I last dived with you in Abaco a couple of years ago. You took me on some amazing dives – in particular a new cave section that you and Steve Bogaerts had just discovered called the Glass Room.
BK: Steve Bogaerts, Fred Davis and I were trying to connect to two different cave systems in Abaco. Steve had found this one little vertical restriction, and it opened up a whole huge section. That's one of the top cave dives in my opinion.
I do remember that dive. The room was full of speleothems, stalagmites and stalactites. While the room was large, the path required perfect buoyancy control so as not to destroy these delicate formations. I was so worried about keeping my buoyancy in check.
BK: Yes it's a stressful dive, which kind of takes away from its impressiveness. You need two or three dives to really appreciate the beauty of that cave.
In addition to all the exploration work, you're a cave diving instructor and guide recreational cave divers in the Bahamas. Tell us about that.
BK: My business partner Michael Albury and I have a company called Bahamas Underground. I get to guide cave divers to amazing places.
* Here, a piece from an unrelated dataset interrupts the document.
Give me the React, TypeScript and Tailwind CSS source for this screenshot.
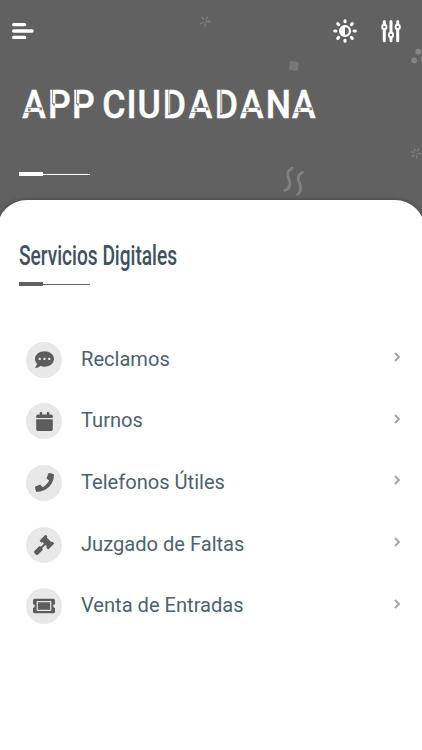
import React from 'react';
import type { IconType } from 'react-icons';
import { FaCalendar, FaCommentDots, FaGavel, FaPhone, FaTicketAlt } from 'react-icons/fa';

interface Service {
  label: string;
  icon: IconType;
  size: number;
}

const services: Service[] = [
  { label: 'Reclamos', icon: FaCommentDots, size: 19 },
  { label: 'Turnos', icon: FaCalendar, size: 19 },
  { label: 'Telefonos Útiles', icon: FaPhone, size: 19 },
  { label: 'Juzgado de Faltas', icon: FaGavel, size: 20 },
  { label: 'Venta de Entradas', icon: FaTicketAlt, size: 22 },
];

const MenuIcon = () => (
  <svg width="22" height="18" viewBox="0 0 22 18" stroke="currentColor" strokeWidth="3.4" strokeLinecap="round">
    <path d="M1.7 2.6H12.6M1.7 9H20M1.7 15.4H12.6" />
  </svg>
);

const BrightnessIcon = () => (
  <svg width="24" height="24" viewBox="0 0 24 24" fill="none" stroke="currentColor" strokeLinecap="round">
    <circle cx="12" cy="12" r="4.9" strokeWidth="2.3" />
    <path d="M12 7a5 5 0 0 0 0 10z" fill="currentColor" stroke="none" />
    <path
      strokeWidth="3.1"
      d="M12 1.7v1M12 21.3v1M1.7 12h1.2M21.1 12h1.2M4.7 4.7l.9.9M18.4 18.4l.9.9M4.7 19.3l.9-.9M18.4 5.6l.9-.9"
    />
  </svg>
);

const SlidersIcon = () => (
  <svg width="20" height="24" viewBox="0 0 20 24" fill="none" stroke="currentColor" strokeLinecap="round">
    <path strokeWidth="3" d="M3.3 2.5V5M3.3 11V21.7M10 2.5V13.5M10 19V21.7M16.7 2.5V5M16.7 11V21.7" />
    <g strokeWidth="2">
      <rect x="1.3" y="6" width="4" height="4" rx="1" />
      <rect x="8" y="14" width="4" height="4" rx="1" />
      <rect x="14.7" y="6" width="4" height="4" rx="1" />
    </g>
  </svg>
);

// Decorative confetti behind the header
const Confetti = () => (
  <svg className="absolute inset-0" width="422" height="220" viewBox="0 0 422 220" fill="none">
    <g stroke="#808080" strokeWidth="1.3" strokeLinecap="round">
      <path d="M206.5 21.5h3.2M205.3 23.5v2.7M203 22.5l-2.2 1.2M203.3 19.2l-1.3-2M206.2 19l1.2-1.8" />
      <path d="M417.5 153.5h3M416.3 155.5l.8 2.5M413.8 155l-1.6 1.8M413.5 152.3l-2.4-.6M415 150.8l-.6-2M417 151l1.8-1.8" />
    </g>
    <path d="M290 60.7l9 1.3-1.3 9-9-1.3z" fill="#787878" />
    <g fill="#858585">
      <circle cx="418.3" cy="51.7" r="2.9" />
      <circle cx="414.2" cy="60.6" r="3" />
      <circle cx="423" cy="58.7" r="2.6" />
    </g>
    <g stroke="#808080" strokeWidth="2.8" strokeLinecap="round">
      <path d="M292 168.3c-5.5 3.5-5 7-3 11s1 9.500-4.300 11.200" />
      <path d="M302.5 172.2c-5.5 3.5-5 7-3 11s1 9.500-2 11.200" />
    </g>
  </svg>
);

const A_LEFT = [22.5, 189, 240.5, 292.5];
const P_LEFT = [50, 74];
const D_LEFT = [165, 217];

// Stencil wordmark, the cuts are painted over the letters
const Wordmark = () => (
  <svg className="overflow-visible" width="300" height="36" viewBox="20 86 300 36">
    <text
      transform="scale(.9 1)"
      x="24.8 53.2 79.9 100 113.7 140.6 152.8 180.9 209.6 238.7 266.8 295.4 324.5"
      y="118"
      fill="#fff"
      stroke="#fff"
      strokeWidth=".5"
      className="font-[Roboto,sans-serif] text-[39.5px] font-medium"
    >
      APP CIUDADANA
    </text>
    <g fill="#616161" fillOpacity=".8">
      {A_LEFT.map((x) => (
        <path key={x} d={`M${x + 5} 107.3h14v.8h-14zM${x + 2} 112h5v.7h-5zM${x + 5.5} 108.5h2.5v2.7h-2.5zM${x + 17} 107.5h2.5v2.7h-2.5z`} />
      ))}
      {P_LEFT.map((x) => (
        <path key={x} d={`M${x + 2} 89h.8v15h-.8zM${x + 2.8} 103.2h2v2.3h-2z`} />
      ))}
      {D_LEFT.map((x) => (
        <path key={x} d={`M${x + 3.4} 89h.9v25h-.9zM${x + 3} 113h2.5v1.8h-2.5z`} />
      ))}
    </g>
  </svg>
);

const Divider = ({ light = false }: { light?: boolean }) => (
  <div className={`flex w-[71px] items-center ${light ? 'text-white' : 'text-[#616161]'}`}>
    <span className="h-1 w-6 bg-current" />
    <span className="h-px flex-1 bg-current" />
  </div>
);

const ServiceRow: React.FC<{ service: Service }> = ({ service }) => {
  const Icon = service.icon;
  return (
    <li>
      <button className="flex h-[61.6px] w-full items-center pr-5 pl-[26px] text-left">
        <span className="flex size-9 items-center justify-center rounded-full bg-[#e8e8e8] text-[#5c5c5c]">
          <Icon size={service.size} />
        </span>
        <span className="-mt-0.5 ml-[19px] flex-1 text-[20.1px] leading-6 text-[#4c626e]">{service.label}</span>
        <svg className="-mt-[5px]" width="10" height="12" viewBox="0 0 10 12" fill="none" stroke="#9aa4aa" strokeWidth="1.8">
          <path d="M3 2l4 4-4 4" />
        </svg>
      </button>
    </li>
  );
};

export default function App() {
  return (
    <div className="relative h-[750px] w-[422px] overflow-hidden bg-[#616161] font-[Roboto,sans-serif]">
      <Confetti />
      <header className="relative h-[200px] text-white">
        <div className="flex h-[62px] items-center pr-[21px] pl-3">
          <MenuIcon />
          <div className="ml-auto flex items-center gap-6">
            <BrightnessIcon />
            <SlidersIcon />
          </div>
        </div>
        <h1 className="mt-6 ml-5">
          <Wordmark />
        </h1>
        <div className="mt-[50px] ml-[19px]">
          <Divider light />
        </div>
      </header>

      <main className="relative -mx-[3px] h-[580px] rounded-t-[30px] bg-white px-[3px] shadow-[0_0_5px_rgba(0,0,0,0.35)]">
        <div className="pt-[38px] pl-[19px]">
          <h2 className="w-[230px] origin-left scale-x-[.708] text-[27px] leading-9 font-medium whitespace-nowrap text-[#40525d]">
            Servicios Digitales
          </h2>
          <div className="mt-2">
            <Divider />
          </div>
        </div>
        <ul className="mt-[43px]">
          {services.map((service) => (
            <ServiceRow key={service.label} service={service} />
          ))}
        </ul>
      </main>
    </div>
  );
}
We get divers from all over the world and we guide and teach all levels of technical and cave diving.
What would you say to wannabe cave divers?
BK: I'd like to tell people, that it's not all gone. There are still places underwater that have not been explored. I mean, Everest has been done. There are footprints in every place on this earth. But not underwater, in these caves. These caves will take multiple generations to explore. I don’t want young kids who play video games all day to think that there's nothing outside for them. It's still out there and there are still amazing things to be found. There are still opportunities to be a true explorer.